Guy is evidently proud of his family’s connections with the royal family, but he also has great respect for his ancestor, Percyvall Hart IV’s principled stance on the conferring of honours for money. To this end, Guy shows me to the little flint and brick parish church of St Botolph to the north of the house, where Percyvall is remembered with a memorial wall. The text was probably written by his successor, Sir Thomas Dyke and is unusually strongly worded:
‘…Hart’s steady attachment to the Old English Constitution disqualified him from sitting any more in Parliament; Abhorring all Venality, and scorning as much to buy the People’s Voices As to sell his own…’
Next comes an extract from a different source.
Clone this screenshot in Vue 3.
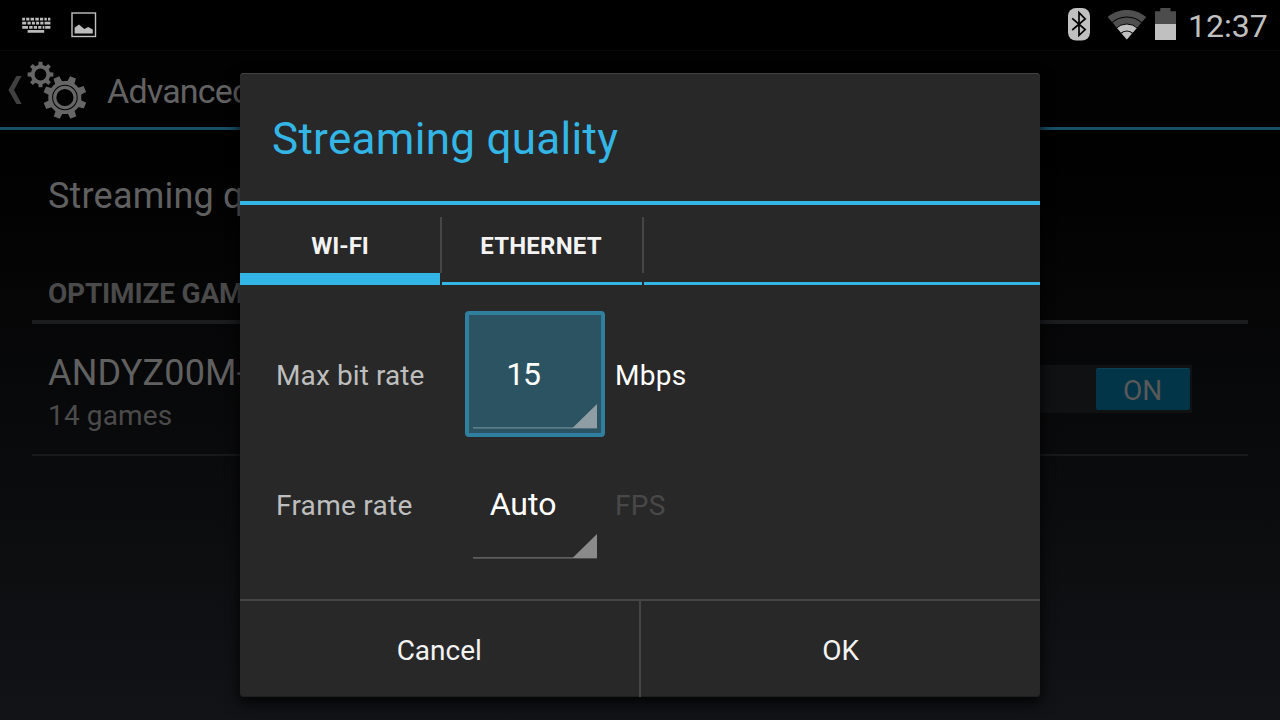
<script setup>
// Outline of an eight-toothed cog centred on (cx, cy).
function gear(cx, cy, outer, inner, half, offset) {
  const pts = []
  for (let i = 0; i < 8; i++) {
    const a = ((i * 45 + offset) * Math.PI) / 180
    const corners = [
      [inner, -half * 1.15],
      [outer, -half],
      [outer, half],
      [inner, half * 1.15],
    ]
    corners.forEach(([r, w], k) => {
      const along = Math.sqrt(r * r - w * w)
      const x = cx + along * Math.cos(a) - w * Math.sin(a)
      const y = cy + along * Math.sin(a) + w * Math.cos(a)
      const p = `${x.toFixed(2)} ${y.toFixed(2)}`
      if (i === 0 && k === 0) pts.push(`M${p}`)
      else if (k === 0) pts.push(`A${inner} ${inner} 0 0 1 ${p}`)
      else pts.push(`L${p}`)
    })
  }
  return pts.join(' ') + 'Z'
}

function circle(cx, cy, r) {
  return `M${cx - r} ${cy}a${r} ${r} 0 1 0 ${2 * r} 0a${r} ${r} 0 1 0 ${-2 * r} 0Z`
}

const smallGear = gear(13.5, 13.5, 13, 9.7, 1.9, 0) + circle(13.5, 13.5, 5.9)
const bigGear = gear(37.9, 36.5, 21.9, 16.6, 3.2, 22) + circle(37.9, 36.5, 12.8)
const bigRing = circle(37.9, 36.5, 11.8) + circle(37.9, 36.5, 8.6)
</script>

<template>
  <div class="screen">
    <header class="status">
      <div class="notes">
        <svg width="30" height="18" viewBox="0 0 30 18" class="keyboard">
          <g fill="none" stroke="#bcbcbc" stroke-width="2.7">
            <path d="M0.2 2.2H3M4.2 2.2H7.4M8.6 2.2H12M13.3 2.2H16.8M18 2.2H21.2M22.4 2.2H24.8M26 2.2H28.4" />
            <path d="M0.2 6.2H4.2M5.5 6.2H8.7M9.9 6.2H12.9M14.1 6.2H17.1M18.3 6.2H21.4M22.6 6.2H28.4" />
            <path d="M0.2 10.3H6M7.2 10.3H10.6M11.8 10.3H15M16.2 10.3H19.4M20.6 10.3H22.4M23.2 10.3H28.4" />
            <path d="M5.6 14.4H22.2" />
          </g>
        </svg>
        <svg width="26" height="26" viewBox="0 0 26 26" class="picture">
          <rect x="1" y="1" width="23.5" height="23.5" fill="none" stroke="#c0c0c0" stroke-width="1.4" />
          <path d="M3.6 21.6V15.8L8 12.5 13.3 16.9 17.2 15 21.8 17.5V21.6Z" fill="#bcbcbc" />
        </svg>
      </div>
      <div class="system">
        <svg width="22" height="33" viewBox="0 0 22 33" class="bluetooth">
          <rect x="0" y="0" width="22" height="32.5" rx="8" fill="#c0c0c0" />
          <path d="M4.2 10.3 17.2 21.5 11 27.3V4.6L17.2 11 4.2 22" fill="none" stroke="#000" stroke-width="1.7" />
        </svg>
        <svg width="40" height="30" viewBox="0 0 40 30" class="wifi">
          <defs>
            <clipPath id="fan"><path d="M19.8 29.5 0 6.3V0H40V6.3Z" /></clipPath>
          </defs>
          <g clip-path="url(#fan)">
            <circle cx="19.8" cy="29.5" r="29.6" fill="#4f4f4f" />
            <circle cx="19.8" cy="29.5" r="22.5" fill="none" stroke="#000" stroke-width="1.2" />
            <circle cx="19.8" cy="29.5" r="15.5" fill="#c0c0c0" stroke="#000" stroke-width="1" />
            <circle cx="19.8" cy="29.5" r="8.5" fill="none" stroke="#000" stroke-width="1.2" />
          </g>
        </svg>
        <svg width="21" height="32" viewBox="0 0 21 32" class="battery">
          <path d="M0 16V3.2H5.3V0H15.5V3.2H21V16Z" fill="#4c4c4c" />
          <rect x="0" y="16" width="21" height="16" fill="#c0c0c0" />
        </svg>
        <span class="clock">12:37</span>
      </div>
    </header>

    <div class="actionbar">
      <svg width="14" height="28" viewBox="0 0 14 28" class="back">
        <path d="M8.4 0H13.6L6 14 13.6 28H8.4L0.4 14Z" fill="#404040" />
      </svg>
      <svg width="60" height="59" viewBox="0 0 60 59" class="gears" fill="#666" fill-rule="evenodd">
        <path :d="smallGear" />
        <path :d="bigGear" />
        <path :d="bigRing" />
      </svg>
      <h1>Advanced</h1>
    </div>

    <main>
      <div class="item">Streaming quality</div>
      <div class="section">OPTIMIZE GAMES</div>
      <div class="host">
        <div>
          <div class="name">ANDYZ00M-</div>
          <div class="count">14 games</div>
        </div>
        <div class="switch"><span class="thumb">ON</span></div>
      </div>
    </main>

    <section class="dialog">
      <h2><span>Streaming quality</span></h2>
      <nav>
        <div class="tab active"><span>WI-FI</span></div>
        <div class="tab"><span class="ethernet">ETHERNET</span></div>
        <div class="rest"></div>
      </nav>
      <div class="form">
        <div class="row">
          <span class="label">Max bit rate</span>
          <div class="spinner focused">
            <span class="bits">15</span>
            <svg width="124" height="26" viewBox="0 0 124 26" class="corner">
              <path d="M0 24.9H124" stroke="#fff" stroke-opacity=".32" stroke-width="1.3" />
              <path d="M100 24.5 124 1V25H100Z" fill="#8f9ea5" />
            </svg>
          </div>
          <span class="unit">Mbps</span>
        </div>
        <div class="row">
          <span class="label frame">Frame rate</span>
          <div class="spinner">
            <span>Auto</span>
            <svg width="124" height="26" viewBox="0 0 124 26" class="corner">
              <path d="M0 24.9H124" stroke="#707070" stroke-width="1.3" />
              <path d="M100 24.5 124 1V25H100Z" fill="#8a8a8a" />
            </svg>
          </div>
          <span class="unit off">FPS</span>
        </div>
      </div>
      <footer>
        <button>Cancel</button>
        <button>OK</button>
      </footer>
    </section>
  </div>
</template>

<style>
body {
  background: #000;
}
</style>

<style scoped>
* {
  box-sizing: border-box;
}
.screen {
  position: relative;
  width: 1280px;
  height: 720px;
  overflow: hidden;
  font-family: Roboto, sans-serif;
  background: linear-gradient(#000 0, #000 130px, #121316 720px);
}
svg {
  display: block;
  flex: none;
}
h1,
h2 {
  margin: 0;
  font-weight: 400;
}
.status {
  display: flex;
  justify-content: space-between;
  height: 50px;
  background: #000;
}
.notes,
.system {
  display: flex;
}
.keyboard {
  margin: 17px 0 0 22px;
}
.picture {
  margin: 12px 0 0 19px;
}
.bluetooth {
  margin: 8px 17px 0 0;
}
.wifi {
  margin: 10px 8px 0 0;
}
.battery {
  margin-top: 8px;
}
.clock {
  width: 91px;
  margin-right: 13px;
  padding-left: 12px;
  font-size: 32px;
  line-height: 52px;
  color: #c0c0c0;
}
.actionbar {
  display: flex;
  height: 80px;
  border-top: 1px solid #080808;
  border-bottom: 3px solid #174e66;
  background: #020202;
}
.back {
  margin: 25px 0 0 8px;
}
.gears {
  margin: 10px 0 0 5px;
}
h1 {
  margin-left: 20px;
  font-size: 34px;
  line-height: 81px;
  letter-spacing: -0.8px;
  color: #626262;
}
main {
  margin: 0 32px;
}
.item {
  height: 128px;
  padding-left: 16px;
  font-size: 36px;
  line-height: 132px;
  letter-spacing: 0.2px;
  color: #606060;
}
.section {
  height: 66px;
  padding: 20px 0 0 16px;
  border-bottom: 4px solid #1b1c1e;
  font-size: 28px;
  font-weight: 700;
  line-height: 32px;
  letter-spacing: -0.2px;
  color: #4a4a4a;
}
.host {
  display: flex;
  justify-content: space-between;
  height: 132px;
  padding: 28px 56px 0 16px;
  border-bottom: 2px solid #18191b;
}
.name {
  font-size: 36px;
  line-height: 42px;
  letter-spacing: 0.2px;
  color: #606060;
}
.count {
  margin-top: 4px;
  font-size: 28px;
  line-height: 36px;
  letter-spacing: 0.15px;
  color: #4b4b4b;
}
.switch {
  display: flex;
  justify-content: flex-end;
  width: 194px;
  height: 48px;
  margin-top: 13px;
  padding: 3px 2px 3px 3px;
  background: #101113;
}
.thumb {
  width: 94px;
  height: 42px;
  border-radius: 2px;
  border-top: 1px solid #0c4352;
  background: #023548;
  color: #595959;
  font-size: 28px;
  line-height: 44px;
  text-align: center;
  padding-right: 1px;
}
.dialog {
  position: absolute;
  left: 240px;
  top: 73px;
  width: 800px;
  height: 624px;
  display: flex;
  flex-direction: column;
  border-radius: 4px;
  overflow: hidden;
  background: #282828;
  box-shadow: inset 0 1px 0 #434343, inset 0 -1px 0 #1f1f1f, 0 5px 14px 1px rgba(0, 0, 0, 0.8);
}
h2 {
  height: 132px;
  padding-left: 32px;
  border-bottom: 4px solid #33b5e5;
  font-size: 44px;
  line-height: 132px;
  letter-spacing: 0.3px;
  color: #33b5e5;
}
nav {
  display: flex;
  gap: 2px;
  height: 80px;
}
.tab {
  position: relative;
  width: 200px;
  border-bottom: 3px solid #33b5e5;
  font-size: 24px;
  font-weight: 700;
  line-height: 83px;
  text-align: center;
  color: #f3f3f3;
}
.ethernet {
  margin-right: 2px;
  letter-spacing: 0.2px;
}
.tab.active {
  border-bottom-width: 12px;
}
.tab::after {
  content: '';
  position: absolute;
  left: 200px;
  top: 12px;
  width: 2px;
  height: 56px;
  background: #464646;
}
.rest {
  flex: 1;
  border-bottom: 3px solid #33b5e5;
}
.form {
  flex: 1;
  padding: 26px 0 0 36px;
}
.row {
  display: flex;
  height: 130px;
}
.label {
  width: 189px;
  font-size: 28px;
  line-height: 129px;
  letter-spacing: 0.1px;
  color: #bebebe;
}
.frame {
  letter-spacing: 0.28px;
}
.spinner {
  position: relative;
  width: 140px;
  height: 126px;
  padding-right: 24px;
  font-size: 32px;
  line-height: 127px;
  text-align: center;
  color: #fff;
}
.focused {
  border: 4px solid #2f7f9e;
  border-radius: 4px;
  background: #2c5361;
  line-height: 119px;
}
.bits {
  letter-spacing: -1.2px;
}
.corner {
  position: absolute;
  left: 8px;
  top: 92px;
}
.focused .corner {
  left: 4px;
  top: 88px;
}
.unit {
  padding-left: 10px;
  font-size: 28px;
  line-height: 129px;
  letter-spacing: 0.25px;
  color: #fff;
}
.unit.off {
  color: #484848;
}
footer {
  display: flex;
  height: 98px;
  border-top: 2px solid #464646;
}
button {
  width: 400px;
  height: 96px;
  padding: 3px 0 0 1px;
  border: 0;
  background: none;
  font: 400 28px/93px Roboto, sans-serif;
  color: #f3f3f3;
}
button:first-child {
  width: 401px;
  padding-left: 0;
  border-right: 2px solid #464646;
}
</style>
The church was built to house the tomb of Sir John Peché and it contains many more family monuments, but the memorial wall with its 46 armorial shields is perhaps the most striking feature. The tribute to Percyvall ends with a plea that rather neatly summarises the hopes of the family then and now: ‘…Contented with a moderate Estate, Not wasted by Luxury, Nor increased by Avarice. May their Posterity, Emulating their Virtues, Long enjoy their Possessions.’